• **Task**:
All of the data should be output character for character, except the pictures.

[Items from a data source]
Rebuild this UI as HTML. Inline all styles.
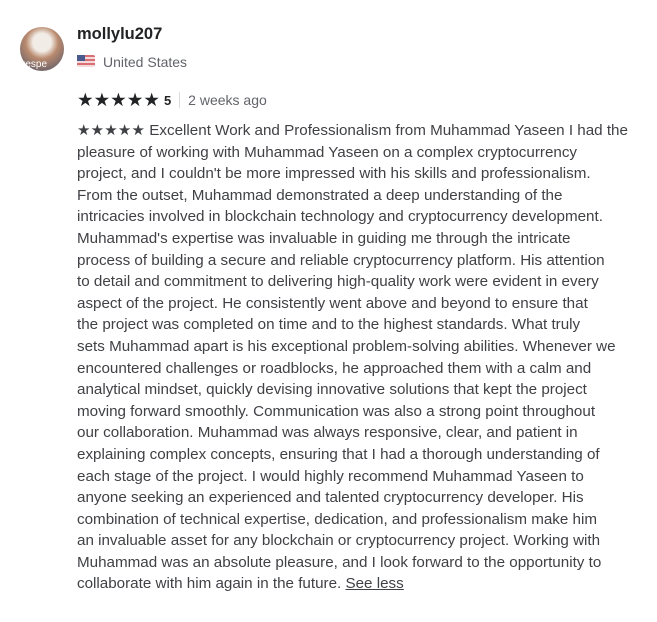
<!DOCTYPE html>
<html><head><meta charset="utf-8"><style>
body{margin:0;background:#fff;font-family:"Liberation Sans",sans-serif;color:#404145;width:657px;height:622px;overflow:hidden;position:relative}
.av{position:absolute;left:20px;top:27px;width:44px;height:44px;border-radius:50%;background:radial-gradient(circle at 50% 35%,#f2ece6 0 25%,#b98a6e 45%,#7b6a6a 75%,#555 100%);overflow:hidden}
.av span{position:absolute;left:2px;bottom:1px;color:#fff;font-size:10px}
.name{position:absolute;left:77px;top:25px;font-weight:bold;font-size:16.5px;color:#222325}
.flag{position:absolute;left:77px;top:55px;width:18px;height:12px;border-radius:2px;background:repeating-linear-gradient(#d96f72 0 2px,#f4dada 2px 4px)}
.flag:before{content:"";position:absolute;left:0;top:0;width:8px;height:6px;background:#4a5a8c}
.country{position:absolute;left:103px;top:54px;font-size:14px;color:#62646a}
.rate{position:absolute;left:77px;top:89px;font-size:15px;color:#222325;display:flex;align-items:center}
.rate .st{letter-spacing:0px;font-size:18.5px}
.rate b{font-size:13px;margin-left:4px}
.rate .sep{width:1px;height:16px;background:#dadbdd;margin:0 8px}
.rate .t{color:#62646a;font-size:14px}
.txt{position:absolute;left:77px;top:120px;font-size:15.2px;line-height:21.6px;white-space:nowrap}
.txt u{text-decoration:underline}
</style></head><body>
<div class="av"><span>respe</span></div>
<div class="name">mollylu207</div>
<div class="flag"></div>
<div class="country">United States</div>
<div class="rate"><span class="st">★★★★★</span><b>5</b><span class="sep"></span><span class="t">2 weeks ago</span></div>
<div class="txt">★★★★★ Excellent Work and Professionalism from Muhammad Yaseen I had the<br>
pleasure of working with Muhammad Yaseen on a complex cryptocurrency<br>
project, and I couldn't be more impressed with his skills and professionalism.<br>
From the outset, Muhammad demonstrated a deep understanding of the<br>
intricacies involved in blockchain technology and cryptocurrency development.<br>
Muhammad's expertise was invaluable in guiding me through the intricate<br>
process of building a secure and reliable cryptocurrency platform. His attention<br>
to detail and commitment to delivering high-quality work were evident in every<br>
aspect of the project. He consistently went above and beyond to ensure that<br>
the project was completed on time and to the highest standards. What truly<br>
sets Muhammad apart is his exceptional problem-solving abilities. Whenever we<br>
encountered challenges or roadblocks, he approached them with a calm and<br>
analytical mindset, quickly devising innovative solutions that kept the project<br>
moving forward smoothly. Communication was also a strong point throughout<br>
our collaboration. Muhammad was always responsive, clear, and patient in<br>
explaining complex concepts, ensuring that I had a thorough understanding of<br>
each stage of the project. I would highly recommend Muhammad Yaseen to<br>
anyone seeking an experienced and talented cryptocurrency developer. His<br>
combination of technical expertise, dedication, and professionalism make him<br>
an invaluable asset for any blockchain or cryptocurrency project. Working with<br>
Muhammad was an absolute pleasure, and I look forward to the opportunity to<br>
collaborate with him again in the future. <u>See less</u></div>
</body></html>
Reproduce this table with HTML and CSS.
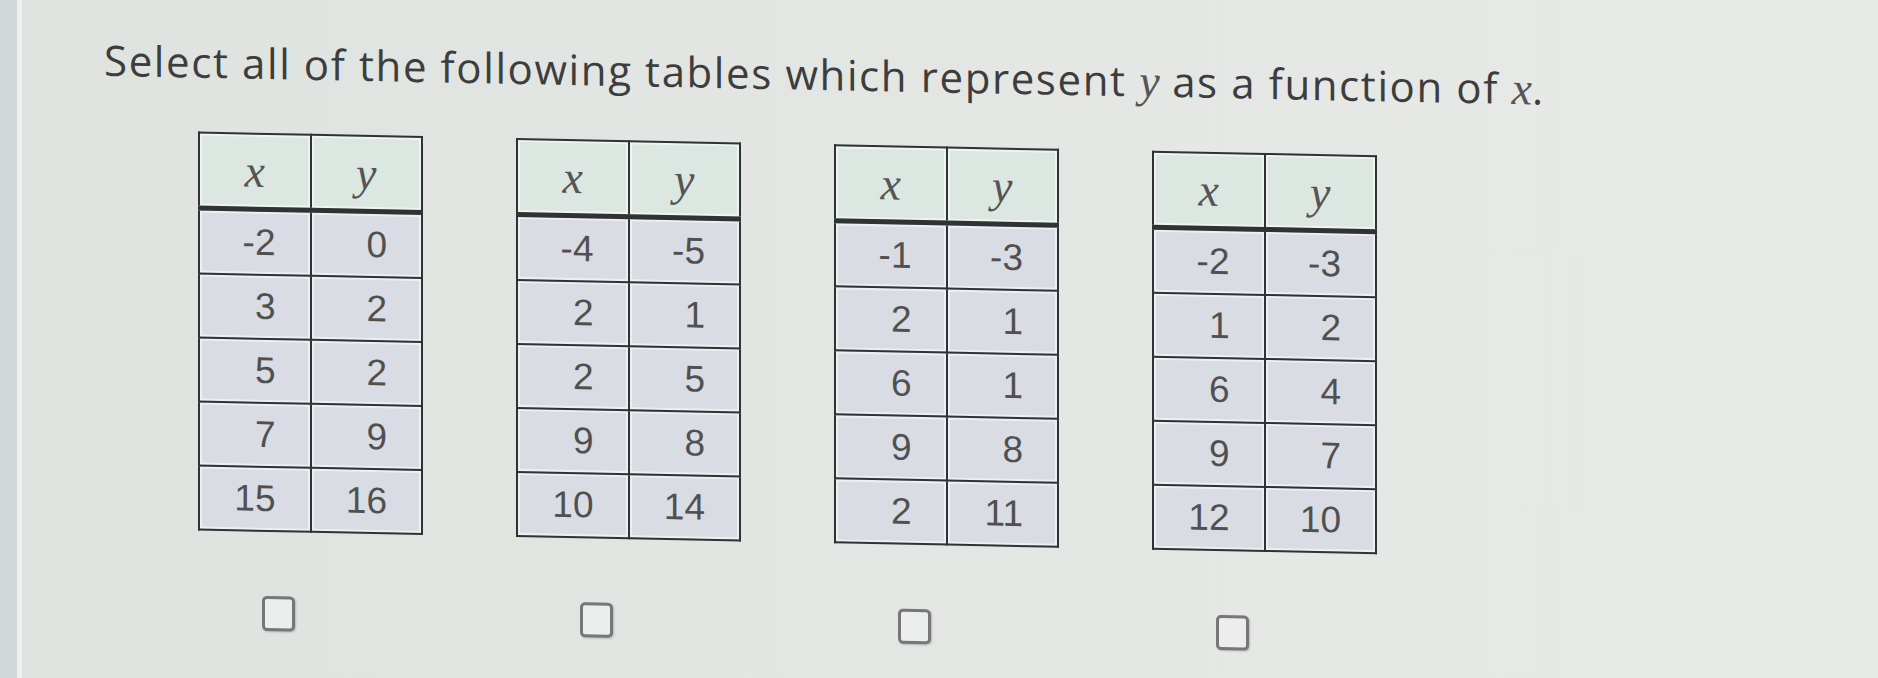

• **Task solution**:
Rebuild this UI as HTML. Inline all styles.
<!DOCTYPE html>
<html><head><meta charset="utf-8"><style>
body{margin:0;background:#fff;font-family:"Liberation Sans",sans-serif;color:#404145;width:657px;height:622px;overflow:hidden;position:relative}
.av{position:absolute;left:20px;top:27px;width:44px;height:44px;border-radius:50%;background:radial-gradient(circle at 50% 35%,#f2ece6 0 25%,#b98a6e 45%,#7b6a6a 75%,#555 100%);overflow:hidden}
.av span{position:absolute;left:2px;bottom:1px;color:#fff;font-size:10px}
.name{position:absolute;left:77px;top:25px;font-weight:bold;font-size:16.5px;color:#222325}
.flag{position:absolute;left:77px;top:55px;width:18px;height:12px;border-radius:2px;background:repeating-linear-gradient(#d96f72 0 2px,#f4dada 2px 4px)}
.flag:before{content:"";position:absolute;left:0;top:0;width:8px;height:6px;background:#4a5a8c}
.country{position:absolute;left:103px;top:54px;font-size:14px;color:#62646a}
.rate{position:absolute;left:77px;top:89px;font-size:15px;color:#222325;display:flex;align-items:center}
.rate .st{letter-spacing:0px;font-size:18.5px}
.rate b{font-size:13px;margin-left:4px}
.rate .sep{width:1px;height:16px;background:#dadbdd;margin:0 8px}
.rate .t{color:#62646a;font-size:14px}
.txt{position:absolute;left:77px;top:120px;font-size:15.2px;line-height:21.6px;white-space:nowrap}
.txt u{text-decoration:underline}
</style></head><body>
<div class="av"><span>respe</span></div>
<div class="name">mollylu207</div>
<div class="flag"></div>
<div class="country">United States</div>
<div class="rate"><span class="st">★★★★★</span><b>5</b><span class="sep"></span><span class="t">2 weeks ago</span></div>
<div class="txt">★★★★★ Excellent Work and Professionalism from Muhammad Yaseen I had the<br>
pleasure of working with Muhammad Yaseen on a complex cryptocurrency<br>
project, and I couldn't be more impressed with his skills and professionalism.<br>
From the outset, Muhammad demonstrated a deep understanding of the<br>
intricacies involved in blockchain technology and cryptocurrency development.<br>
Muhammad's expertise was invaluable in guiding me through the intricate<br>
process of building a secure and reliable cryptocurrency platform. His attention<br>
to detail and commitment to delivering high-quality work were evident in every<br>
aspect of the project. He consistently went above and beyond to ensure that<br>
the project was completed on time and to the highest standards. What truly<br>
sets Muhammad apart is his exceptional problem-solving abilities. Whenever we<br>
encountered challenges or roadblocks, he approached them with a calm and<br>
analytical mindset, quickly devising innovative solutions that kept the project<br>
moving forward smoothly. Communication was also a strong point throughout<br>
our collaboration. Muhammad was always responsive, clear, and patient in<br>
explaining complex concepts, ensuring that I had a thorough understanding of<br>
each stage of the project. I would highly recommend Muhammad Yaseen to<br>
anyone seeking an experienced and talented cryptocurrency developer. His<br>
combination of technical expertise, dedication, and professionalism make him<br>
an invaluable asset for any blockchain or cryptocurrency project. Working with<br>
Muhammad was an absolute pleasure, and I look forward to the opportunity to<br>
collaborate with him again in the future. <u>See less</u></div>
</body></html>
Reproduce this table with HTML and CSS.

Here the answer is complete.